SBMI faculty co-author JAMA paper examining EHR safety assessment
UTHealth Houston School of Biomedical Informatics (SBMI) Professor Dean Sittig, PhD and Adjunct Professor Hardeep Singh, MD, MPH have a newly published paper in the Journal of the American Medical Association (JAMA). The paper explores systematic safety assessment of electronic health record (EHR) systems using the SAFER (Safety Assurance Factors for EHR Resilience) Guides Assessment. According to both researchers, “organizations that follow these guides should have a much safer and more efficient EHR.”

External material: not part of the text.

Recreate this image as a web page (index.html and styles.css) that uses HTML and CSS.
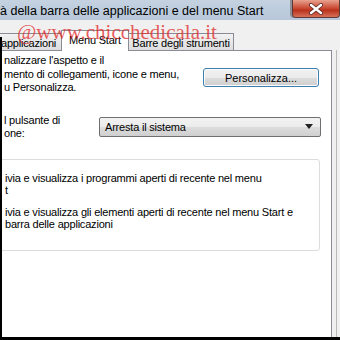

The SAFER Guides were developed by Drs. Sittig and Singh in 2014 and consist of nine guides that each fall within three different categories. In August of 2021, the Centers for Medicare & Medicaid Services (CMS) issued a final rule mandating annual attestation of SAFER assessment completion for eligible hospitals. Having clinicians participate in the EHR safety evaluation process outlined within the SAFER assessment significantly aids organizations in enhancing both clinical and patient care.
Through comprehensive review and study, Drs. Sittig and Singh crafted concrete assessments that focus on reducing as many safety risks as feasible. “The guidelines for using the SAFER Guides presented in the JAMA article are the result of years of work by many people across multiple organizations,” noted Sittig.

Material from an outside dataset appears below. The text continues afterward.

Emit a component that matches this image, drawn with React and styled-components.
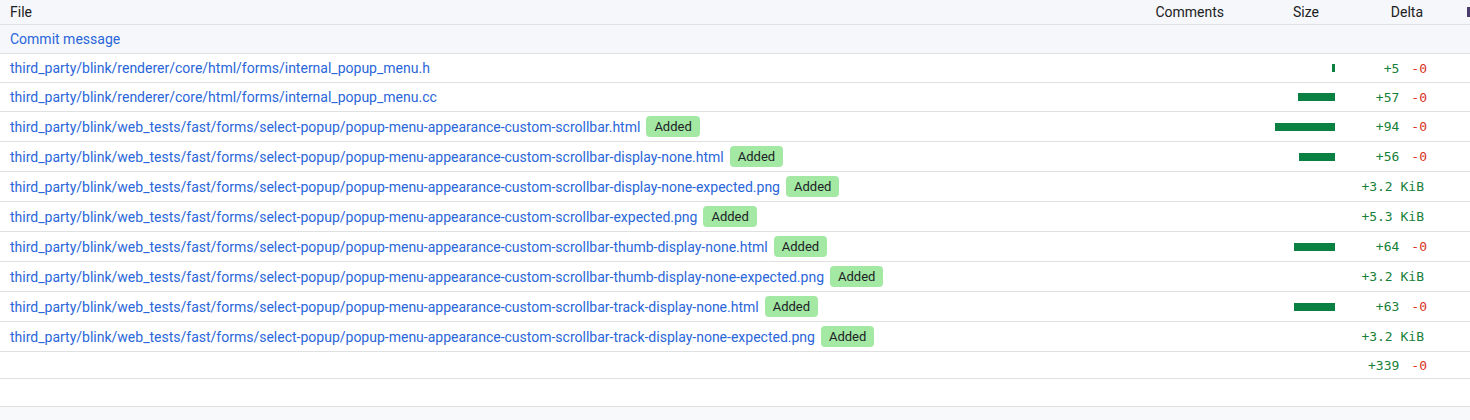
import React from 'react';
import styled, { createGlobalStyle } from 'styled-components';

const GlobalStyle = createGlobalStyle`
  html, body {
    margin: 0;
    padding: 0;
    background: #f8f9fa;
    font-family: Roboto, "Noto Sans", Arial, sans-serif;
    overflow: hidden;
  }
`;

const Table = styled.div`
  width: 1470px;
  background: #ffffff;
  font-size: 14px;
  color: #212121;
  border-bottom: 1px solid #e0e0e0;
`;

const Row = styled.div`
  display: grid;
  grid-template-columns: 1140px 92px 111px 97px 30px;
  align-items: center;
  border-bottom: 1px solid #e0e0e0;
  background: ${(p) => (p.$shaded ? '#f5f7fb' : '#ffffff')};
  min-height: ${(p) => p.$height || 28}px;
  box-sizing: border-box;

  &:last-child {
    border-bottom: none;
  }
`;

const HeaderCell = styled.div`
  line-height: 24px;
  text-align: ${(p) => p.$align || 'left'};
  padding: 0 ${(p) => p.$padRight || 0}px 0 ${(p) => p.$padLeft || 0}px;
  white-space: nowrap;
  overflow: hidden;
`;

const FileCell = styled.div`
  display: flex;
  align-items: center;
  gap: 6px;
  padding: 4px 0 4px 10px;
  line-height: 20px;
  white-space: nowrap;
`;

const FileLink = styled.a`
  color: #2a66d9;
  text-decoration: none;
  cursor: pointer;
`;

const Badge = styled.span`
  display: inline-block;
  background: #a3e9a4;
  color: #202124;
  font-size: 13px;
  line-height: 19px;
  padding: 1px 8px;
  border-radius: 4px;
`;

const Cell = styled.div``;

const SizeCell = styled.div`
  display: flex;
  justify-content: flex-end;
  align-items: center;
  padding-right: 8px;
`;

const Bar = styled.div`
  height: 8px;
  background: #0b8043;
`;

const DeltaCell = styled.div`
  display: flex;
  justify-content: flex-end;
  align-items: center;
  padding-right: ${(p) => (p.$single ? 16 : 13)}px;
  font-family: "DejaVu Sans Mono", "Liberation Mono", monospace;
  font-size: 13px;
  line-height: 19px;
  white-space: nowrap;
`;

const Added = styled.span`
  color: #188038;
`;

const Removed = styled.span`
  color: #d93025;
  margin-left: 12px;
`;

const Edge = styled.div`
  display: flex;
  align-items: center;
  padding-left: 27px;
  overflow: hidden;
`;

const EdgeMark = styled.span`
  display: inline-block;
  width: 3px;
  height: 10px;
  background: #4a3c6b;
`;

/* the clipped first letter of the next column */
const EdgeGlyph = styled.span`
  display: inline-block;
  width: 3px;
  height: 2px;
  margin-top: -6px;
  background: #5f6368;
`;

const files = [
  { path: 'third_party/blink/renderer/core/html/forms/internal_popup_menu.h', bar: 3, plus: '+5', minus: '-0', edge: true },
  { path: 'third_party/blink/renderer/core/html/forms/internal_popup_menu.cc', bar: 37, plus: '+57', minus: '-0' },
  { path: 'third_party/blink/web_tests/fast/forms/select-popup/popup-menu-appearance-custom-scrollbar.html', added: true, bar: 60, plus: '+94', minus: '-0' },
  { path: 'third_party/blink/web_tests/fast/forms/select-popup/popup-menu-appearance-custom-scrollbar-display-none.html', added: true, bar: 36, plus: '+56', minus: '-0' },
  { path: 'third_party/blink/web_tests/fast/forms/select-popup/popup-menu-appearance-custom-scrollbar-display-none-expected.png', added: true, plus: '+3.2 KiB' },
  { path: 'third_party/blink/web_tests/fast/forms/select-popup/popup-menu-appearance-custom-scrollbar-expected.png', added: true, plus: '+5.3 KiB' },
  { path: 'third_party/blink/web_tests/fast/forms/select-popup/popup-menu-appearance-custom-scrollbar-thumb-display-none.html', added: true, bar: 41, plus: '+64', minus: '-0' },
  { path: 'third_party/blink/web_tests/fast/forms/select-popup/popup-menu-appearance-custom-scrollbar-thumb-display-none-expected.png', added: true, plus: '+3.2 KiB' },
  { path: 'third_party/blink/web_tests/fast/forms/select-popup/popup-menu-appearance-custom-scrollbar-track-display-none.html', added: true, bar: 41, plus: '+63', minus: '-0' },
  { path: 'third_party/blink/web_tests/fast/forms/select-popup/popup-menu-appearance-custom-scrollbar-track-display-none-expected.png', added: true, plus: '+3.2 KiB' },
];

const Delta = ({ plus, minus }) => (
  <DeltaCell $single={!minus}>
    <Added>{plus}</Added>
    {minus && <Removed>{minus}</Removed>}
  </DeltaCell>
);

export default function App() {
  return (
    <>
      <GlobalStyle />
      <Table>
        <Row $shaded $height={25}>
          <HeaderCell $padLeft={10}>File</HeaderCell>
          <HeaderCell $align="right" $padRight={8}>Comments</HeaderCell>
          <HeaderCell $align="right" $padRight={24}>Size</HeaderCell>
          <HeaderCell $align="right" $padRight={17}>Delta</HeaderCell>
          <Edge><EdgeMark /></Edge>
        </Row>
        <Row $shaded>
          <FileCell><FileLink>Commit message</FileLink></FileCell>
          <Cell />
          <Cell />
          <Cell />
          <Cell />
        </Row>
        {files.map((f) => (
          <Row key={f.path}>
            <FileCell>
              <FileLink>{f.path}</FileLink>
              {f.added && <Badge>Added</Badge>}
            </FileCell>
            <Cell />
            <SizeCell>{f.bar && <Bar style={{ width: f.bar }} />}</SizeCell>
            <Delta plus={f.plus} minus={f.minus} />
            <Edge>{f.edge && <EdgeGlyph />}</Edge>
          </Row>
        ))}
        <Row $height={27}>
          <Cell />
          <Cell />
          <Cell />
          <Delta plus="+339" minus="-0" />
          <Cell />
        </Row>
        <Row $height={27}>
          <Cell />
          <Cell />
          <Cell />
          <Cell />
          <Cell />
        </Row>
      </Table>
    </>
  );
}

Within the paper, the co-authors outline five important steps for completing the SAFER Guides Assessment. Those steps include building a SAFER team, determining what recommendations need EHR vendor support, bringing the team together to track progress, documenting and communicating about the status of implementation, and finally, prioritizing unmet recommendations to make needed changes.
Senior Associate Dean for Informatics at Vanderbilt University School of Nursing and co-author of the paper, Patricia Sengstack, DNP, has implemented the SAFER Guides in two health systems. She reports that “the recommendations contained within the guides provide the standards necessary for health care organizations to easily identify areas for safety improvement.”
Because the CMS rule impacts almost all hospitals, the researchers understand how impactful the assessment steps are in enhancing clinical safety practices.
“We think of the SAFER Guides Assessment as a major step in a hospital’s journey towards high reliability health care” said Singh, who also works at the Center for Innovations in Quality, Effectiveness and Safety and Michael E. DeBakey VA Medical Center. “Hospitals should also provide assessment results to their governing board and engage them in EHR safety improvement efforts.”